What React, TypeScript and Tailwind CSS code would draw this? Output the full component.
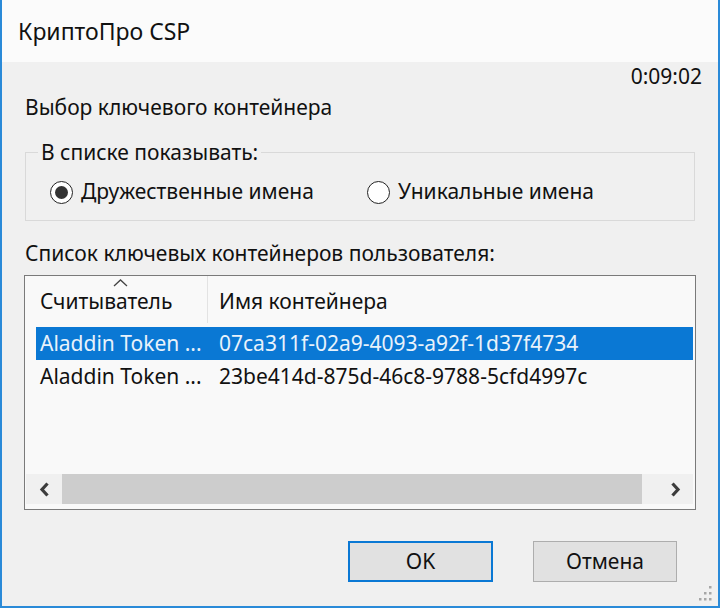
import React from 'react';

const font = { fontFamily: '"Noto Sans", "Open Sans", sans-serif' };

function Radio({ checked, label }: { checked: boolean; label: string }) {
  return (
    <label className="flex items-center gap-[8px]">
      <span className="flex h-[23px] w-[23px] items-center justify-center rounded-full border-[1.5px] border-[#222] bg-white">
        {checked && <span className="h-[13px] w-[13px] rounded-full bg-[#333]" />}
      </span>
      <span>{label}</span>
    </label>
  );
}

function SizeGrip() {
  const dots = [
    [10, 0],
    [5, 6],
    [10, 6],
    [0, 12],
    [5, 12],
    [10, 12],
  ];
  return (
    <svg width="13" height="15" viewBox="0 0 13 15" className="absolute bottom-[5px] right-[6px]">
      {dots.map(([x, y], i) => (
        <rect key={i} x={x} y={y} width="2.5" height="2.5" fill="#a6a6a6" />
      ))}
    </svg>
  );
}

export default function App() {
  const rows = [
    { reader: 'Aladdin Token ...', name: '07ca311f-02a9-4093-a92f-1d37f4734', selected: true },
    { reader: 'Aladdin Token ...', name: '23be414d-875d-46c8-9788-5cfd4997c', selected: false },
  ];

  return (
    <div
      className="relative h-[608px] w-[720px] overflow-hidden border-x-2 border-b-2 border-[#2a8ad8] bg-[#f0f0f0] text-[21px] text-[#111]"
      style={font}
    >
      {/* Title bar */}
      <div className="h-[62px] bg-[#fbfbfb] pl-[16px] pt-[16px] text-[23px] leading-[30px] text-[#111]">КриптоПро CSP</div>

      {/* Body */}
      <div className="px-[22px]">
        <div className="-mr-[6px] text-right leading-[28px]">0:09:02</div>
        <div className="mt-[3px] pl-px leading-[28px]">Выбор ключевого контейнера</div>

        <fieldset className="ml-px mt-[17px] w-[670px] border border-[#d9d9d9] px-[24px] pb-[14px]">
          <legend className="ml-[-12px] px-[3px] leading-[28px]">В списке показывать:</legend>
          <div className="mt-[12px] flex h-[28px] items-center">
            <div className="w-[317px]">
              <Radio checked label="Дружественные имена" />
            </div>
            <Radio checked={false} label="Уникальные имена" />
          </div>
        </fieldset>

        <div className="mt-[18px] pl-px leading-[28px]">Список ключевых контейнеров пользователя:</div>

        {/* List view */}
        <div className="mt-[8px] flex h-[235px] w-[672px] flex-col border border-[#7a7a7a] bg-[#f9f9f9] pb-[5px] pr-[2px]">
          <div className="relative flex h-[47px] shrink-0 items-end pb-[6px]">
            <svg width="15" height="8" viewBox="0 0 15 8" className="absolute left-[88px] top-[3px]">
              <path d="M1 7 L7.5 1 L14 7" fill="none" stroke="#444" strokeWidth="1.3" />
            </svg>
            <div className="w-[182px] pl-[15px]">Считыватель</div>
            <div className="absolute bottom-0 left-[182px] top-0 w-px bg-[#e3e3e3]" />
            <div className="pl-[12px]">Имя контейнера</div>
          </div>

          <div className="mt-[4px] flex flex-col pl-[11px]">
            {rows.map((r, i) => (
              <div
                key={i}
                className={`flex h-[33px] items-center ${r.selected ? 'bg-[#0a78d4] text-[#e8f2fb]' : ''}`}
              >
                <div className="w-[183px] pl-[4px]">{r.reader}</div>
                <div>{r.name}</div>
              </div>
            ))}
          </div>

          <div className="flex-1" />

          {/* Horizontal scrollbar */}
          <div className="ml-px flex h-[30px] shrink-0 bg-[#f0f0f0]">
            <div className="flex w-[36px] items-center justify-center">
              <svg width="11" height="15" viewBox="0 0 11 15">
                <path d="M8.5 1.5 L3 7.5 L8.5 13.5" fill="none" stroke="#3c3c3c" strokeWidth="3.2" />
              </svg>
            </div>
            <div className="w-[580px] bg-[#cdcdcd]" />
            <div className="flex-1" />
            <div className="flex w-[36px] items-center justify-center">
              <svg width="11" height="15" viewBox="0 0 11 15">
                <path d="M2.5 1.5 L8 7.5 L2.5 13.5" fill="none" stroke="#3c3c3c" strokeWidth="3.2" />
              </svg>
            </div>
          </div>
        </div>

        {/* Buttons */}
        <div className="mt-[31px] flex justify-end gap-[40px] pr-[19px]">
          <button className="h-[41px] w-[145px] border-2 border-[#0a78d4] bg-[#e1e1e1]">OK</button>
          <button className="h-[41px] w-[144px] border border-[#adadad] bg-[#e1e1e1]">Отмена</button>
        </div>
      </div>

      <SizeGrip />
    </div>
  );
}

════════

- **THE PROBLEM**
Do not copy the pictures, but repeat every line exactly.

- **ANSWER**
What React, TypeScript and Tailwind CSS code would draw this? Output the full component.
import React from 'react';

const font = { fontFamily: '"Noto Sans", "Open Sans", sans-serif' };

function Radio({ checked, label }: { checked: boolean; label: string }) {
  return (
    <label className="flex items-center gap-[8px]">
      <span className="flex h-[23px] w-[23px] items-center justify-center rounded-full border-[1.5px] border-[#222] bg-white">
        {checked && <span className="h-[13px] w-[13px] rounded-full bg-[#333]" />}
      </span>
      <span>{label}</span>
    </label>
  );
}

function SizeGrip() {
  const dots = [
    [10, 0],
    [5, 6],
    [10, 6],
    [0, 12],
    [5, 12],
    [10, 12],
  ];
  return (
    <svg width="13" height="15" viewBox="0 0 13 15" className="absolute bottom-[5px] right-[6px]">
      {dots.map(([x, y], i) => (
        <rect key={i} x={x} y={y} width="2.5" height="2.5" fill="#a6a6a6" />
      ))}
    </svg>
  );
}

export default function App() {
  const rows = [
    { reader: 'Aladdin Token ...', name: '07ca311f-02a9-4093-a92f-1d37f4734', selected: true },
    { reader: 'Aladdin Token ...', name: '23be414d-875d-46c8-9788-5cfd4997c', selected: false },
  ];

  return (
    <div
      className="relative h-[608px] w-[720px] overflow-hidden border-x-2 border-b-2 border-[#2a8ad8] bg-[#f0f0f0] text-[21px] text-[#111]"
      style={font}
    >
      {/* Title bar */}
      <div className="h-[62px] bg-[#fbfbfb] pl-[16px] pt-[16px] text-[23px] leading-[30px] text-[#111]">КриптоПро CSP</div>

      {/* Body */}
      <div className="px-[22px]">
        <div className="-mr-[6px] text-right leading-[28px]">0:09:02</div>
        <div className="mt-[3px] pl-px leading-[28px]">Выбор ключевого контейнера</div>

        <fieldset className="ml-px mt-[17px] w-[670px] border border-[#d9d9d9] px-[24px] pb-[14px]">
          <legend className="ml-[-12px] px-[3px] leading-[28px]">В списке показывать:</legend>
          <div className="mt-[12px] flex h-[28px] items-center">
            <div className="w-[317px]">
              <Radio checked label="Дружественные имена" />
            </div>
            <Radio checked={false} label="Уникальные имена" />
          </div>
        </fieldset>

        <div className="mt-[18px] pl-px leading-[28px]">Список ключевых контейнеров пользователя:</div>

        {/* List view */}
        <div className="mt-[8px] flex h-[235px] w-[672px] flex-col border border-[#7a7a7a] bg-[#f9f9f9] pb-[5px] pr-[2px]">
          <div className="relative flex h-[47px] shrink-0 items-end pb-[6px]">
            <svg width="15" height="8" viewBox="0 0 15 8" className="absolute left-[88px] top-[3px]">
              <path d="M1 7 L7.5 1 L14 7" fill="none" stroke="#444" strokeWidth="1.3" />
            </svg>
            <div className="w-[182px] pl-[15px]">Считыватель</div>
            <div className="absolute bottom-0 left-[182px] top-0 w-px bg-[#e3e3e3]" />
            <div className="pl-[12px]">Имя контейнера</div>
          </div>

          <div className="mt-[4px] flex flex-col pl-[11px]">
            {rows.map((r, i) => (
              <div
                key={i}
                className={`flex h-[33px] items-center ${r.selected ? 'bg-[#0a78d4] text-[#e8f2fb]' : ''}`}
              >
                <div className="w-[183px] pl-[4px]">{r.reader}</div>
                <div>{r.name}</div>
              </div>
            ))}
          </div>

          <div className="flex-1" />

          {/* Horizontal scrollbar */}
          <div className="ml-px flex h-[30px] shrink-0 bg-[#f0f0f0]">
            <div className="flex w-[36px] items-center justify-center">
              <svg width="11" height="15" viewBox="0 0 11 15">
                <path d="M8.5 1.5 L3 7.5 L8.5 13.5" fill="none" stroke="#3c3c3c" strokeWidth="3.2" />
              </svg>
            </div>
            <div className="w-[580px] bg-[#cdcdcd]" />
            <div className="flex-1" />
            <div className="flex w-[36px] items-center justify-center">
              <svg width="11" height="15" viewBox="0 0 11 15">
                <path d="M2.5 1.5 L8 7.5 L2.5 13.5" fill="none" stroke="#3c3c3c" strokeWidth="3.2" />
              </svg>
            </div>
          </div>
        </div>

        {/* Buttons */}
        <div className="mt-[31px] flex justify-end gap-[40px] pr-[19px]">
          <button className="h-[41px] w-[145px] border-2 border-[#0a78d4] bg-[#e1e1e1]">OK</button>
          <button className="h-[41px] w-[144px] border border-[#adadad] bg-[#e1e1e1]">Отмена</button>
        </div>
      </div>

      <SizeGrip />
    </div>
  );
}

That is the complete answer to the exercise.